Curtis Riep, author of the research, who presented the key findings to the audience, explained that APEC schools operate in rented unused space such as commercial buildings, and lack proper labs, libraries and other related facilities. Standardised and scripted lesson plans are delivered by unlicensed, underqualified and poorly paid teachers with no academic freedom, he added. More worryingly, the transfer of public funds to private corporations through the voucher system has drained 12 Billion Philippine pesos from the public system to private schools like APEC.

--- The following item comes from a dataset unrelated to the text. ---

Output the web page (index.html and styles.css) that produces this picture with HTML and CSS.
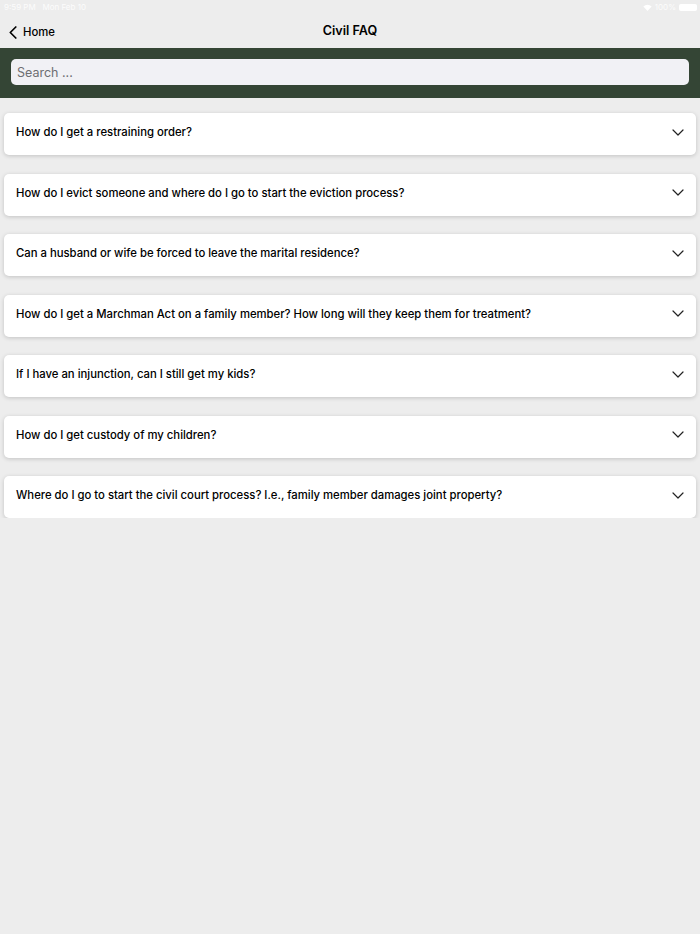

Policy leaders take action

High-level attendants like Congressman Antonio Tinio said that the increasing privatisation of education was a threat to the right to education and that this tendency needed to be “challenged immediately”.  He shared the plans of the government to increase the amount allocated for the voucher system to more than 20 billion pesos. Through the vouchers public money is being transferred to the for-profit schools instead of being invested in public education, he noted worriedly.

Tinio announced his plan of moving a resolution in the parliament in coming days against the APEC schools and demanding the review of the MOU by the Department for Education.